Data excerpt
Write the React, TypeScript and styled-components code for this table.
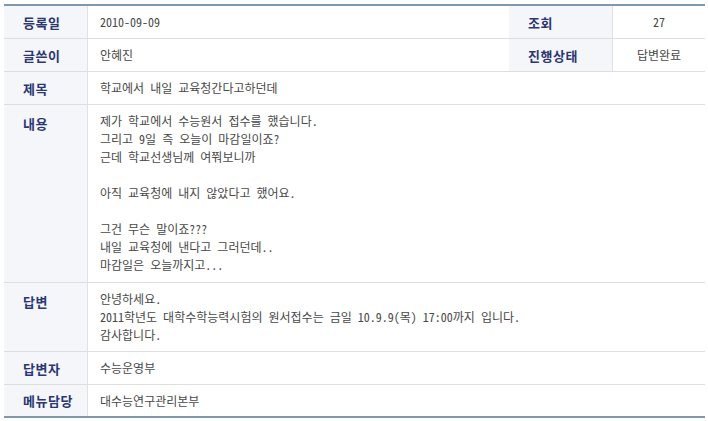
import React from "react";
import styled, { createGlobalStyle } from "styled-components";

const Global = createGlobalStyle`
  html, body { margin: 0; padding: 0; background: #ffffff; }
  body { font-family: "Noto Sans Mono CJK KR", "Noto Sans CJK KR", "Noto Sans", sans-serif; }
`;

const Table = styled.div`
  margin: 4px 0 0 4px;
  width: 701px;
  border-top: 2px solid #7f98ad;
  border-bottom: 2px solid #7f98ad;
`;

const Row = styled.div<{ $h: number; $last?: boolean }>`
  display: grid;
  grid-template-columns: 84px 1fr 104px 92px;
  box-sizing: border-box;
  min-height: ${(p) => p.$h}px;
  border-bottom: ${(p) => (p.$last ? "none" : "1px solid #dedede")};
`;

const Label = styled.div<{ $top?: boolean }>`
  background: #f4f6fa;
  border-right: 1px solid #dde2ea;
  color: #2b3672;
  font-family: "Noto Sans CJK KR", "Noto Sans", sans-serif;
  font-weight: 700;
  font-size: 13px;
  padding: ${(p) => (p.$top ? "9px 0 0 19px" : "0 0 0 19px")};
  display: flex;
  align-items: ${(p) => (p.$top ? "flex-start" : "center")};
  letter-spacing: 0.5px;
`;

const Value = styled.div<{ $span?: boolean; $multi?: boolean; $center?: boolean }>`
  grid-column: ${(p) => (p.$span ? "2 / 5" : "auto")};
  color: #484848;
  font-size: 12px;
  line-height: 18px;
  padding: ${(p) => (p.$multi ? "7px 0 7px 12px" : "0 0 0 12px")};
  display: flex;
  flex-direction: column;
  justify-content: ${(p) => (p.$multi ? "flex-start" : "center")};
  align-items: ${(p) => (p.$center ? "center" : "flex-start")};
  ${(p) => (p.$center ? "padding-left: 0;" : "")}
`;

const Line = styled.div`
  min-height: 18px;
  white-space: pre;
`;

const content = [
  "제가 학교에서 수능원서 접수를 했습니다.",
  "그리고 9일 즉 오늘이 마감일이죠?",
  "근데 학교선생님께 여쭤보니까",
  "",
  "아직 교육청에 내지 않았다고 했어요.",
  "",
  "그건 무슨 말이죠???",
  "내일 교육청에 낸다고 그러던데..",
  "마감일은 오늘까지고...",
];

const answer = [
  "안녕하세요.",
  "2011학년도 대학수학능력시험의 원서접수는 금일 10.9.9(목) 17:00까지 입니다.",
  "감사합니다.",
];

export default function App() {
  return (
    <>
      <Global />
      <Table>
        <Row $h={33}>
          <Label>등록일</Label>
          <Value>2010-09-09</Value>
          <Label>조회</Label>
          <Value $center>27</Value>
        </Row>
        <Row $h={33}>
          <Label>글쓴이</Label>
          <Value>안혜진</Value>
          <Label>진행상태</Label>
          <Value $center>답변완료</Value>
        </Row>
        <Row $h={33}>
          <Label>제목</Label>
          <Value $span>학교에서 내일 교육청간다고하던데</Value>
        </Row>
        <Row $h={178}>
          <Label $top>내용</Label>
          <Value $span $multi>
            {content.map((l, i) => (
              <Line key={i}>{l}</Line>
            ))}
          </Value>
        </Row>
        <Row $h={68}>
          <Label $top>답변</Label>
          <Value $span $multi>
            {answer.map((l, i) => (
              <Line key={i}>{l}</Line>
            ))}
          </Value>
        </Row>
        <Row $h={33}>
          <Label>답변자</Label>
          <Value $span>수능운영부</Value>
        </Row>
        <Row $h={31} $last>
          <Label>메뉴담당</Label>
          <Value $span>대수능연구관리본부</Value>
        </Row>
      </Table>
    </>
  );
}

Exercise goal
Skip the pictures, then retype every line above exactly.

Full response
Write the React, TypeScript and styled-components code for this table.
import React from "react";
import styled, { createGlobalStyle } from "styled-components";

const Global = createGlobalStyle`
  html, body { margin: 0; padding: 0; background: #ffffff; }
  body { font-family: "Noto Sans Mono CJK KR", "Noto Sans CJK KR", "Noto Sans", sans-serif; }
`;

const Table = styled.div`
  margin: 4px 0 0 4px;
  width: 701px;
  border-top: 2px solid #7f98ad;
  border-bottom: 2px solid #7f98ad;
`;

const Row = styled.div<{ $h: number; $last?: boolean }>`
  display: grid;
  grid-template-columns: 84px 1fr 104px 92px;
  box-sizing: border-box;
  min-height: ${(p) => p.$h}px;
  border-bottom: ${(p) => (p.$last ? "none" : "1px solid #dedede")};
`;

const Label = styled.div<{ $top?: boolean }>`
  background: #f4f6fa;
  border-right: 1px solid #dde2ea;
  color: #2b3672;
  font-family: "Noto Sans CJK KR", "Noto Sans", sans-serif;
  font-weight: 700;
  font-size: 13px;
  padding: ${(p) => (p.$top ? "9px 0 0 19px" : "0 0 0 19px")};
  display: flex;
  align-items: ${(p) => (p.$top ? "flex-start" : "center")};
  letter-spacing: 0.5px;
`;

const Value = styled.div<{ $span?: boolean; $multi?: boolean; $center?: boolean }>`
  grid-column: ${(p) => (p.$span ? "2 / 5" : "auto")};
  color: #484848;
  font-size: 12px;
  line-height: 18px;
  padding: ${(p) => (p.$multi ? "7px 0 7px 12px" : "0 0 0 12px")};
  display: flex;
  flex-direction: column;
  justify-content: ${(p) => (p.$multi ? "flex-start" : "center")};
  align-items: ${(p) => (p.$center ? "center" : "flex-start")};
  ${(p) => (p.$center ? "padding-left: 0;" : "")}
`;

const Line = styled.div`
  min-height: 18px;
  white-space: pre;
`;

const content = [
  "제가 학교에서 수능원서 접수를 했습니다.",
  "그리고 9일 즉 오늘이 마감일이죠?",
  "근데 학교선생님께 여쭤보니까",
  "",
  "아직 교육청에 내지 않았다고 했어요.",
  "",
  "그건 무슨 말이죠???",
  "내일 교육청에 낸다고 그러던데..",
  "마감일은 오늘까지고...",
];

const answer = [
  "안녕하세요.",
  "2011학년도 대학수학능력시험의 원서접수는 금일 10.9.9(목) 17:00까지 입니다.",
  "감사합니다.",
];

export default function App() {
  return (
    <>
      <Global />
      <Table>
        <Row $h={33}>
          <Label>등록일</Label>
          <Value>2010-09-09</Value>
          <Label>조회</Label>
          <Value $center>27</Value>
        </Row>
        <Row $h={33}>
          <Label>글쓴이</Label>
          <Value>안혜진</Value>
          <Label>진행상태</Label>
          <Value $center>답변완료</Value>
        </Row>
        <Row $h={33}>
          <Label>제목</Label>
          <Value $span>학교에서 내일 교육청간다고하던데</Value>
        </Row>
        <Row $h={178}>
          <Label $top>내용</Label>
          <Value $span $multi>
            {content.map((l, i) => (
              <Line key={i}>{l}</Line>
            ))}
          </Value>
        </Row>
        <Row $h={68}>
          <Label $top>답변</Label>
          <Value $span $multi>
            {answer.map((l, i) => (
              <Line key={i}>{l}</Line>
            ))}
          </Value>
        </Row>
        <Row $h={33}>
          <Label>답변자</Label>
          <Value $span>수능운영부</Value>
        </Row>
        <Row $h={31} $last>
          <Label>메뉴담당</Label>
          <Value $span>대수능연구관리본부</Value>
        </Row>
      </Table>
    </>
  );
}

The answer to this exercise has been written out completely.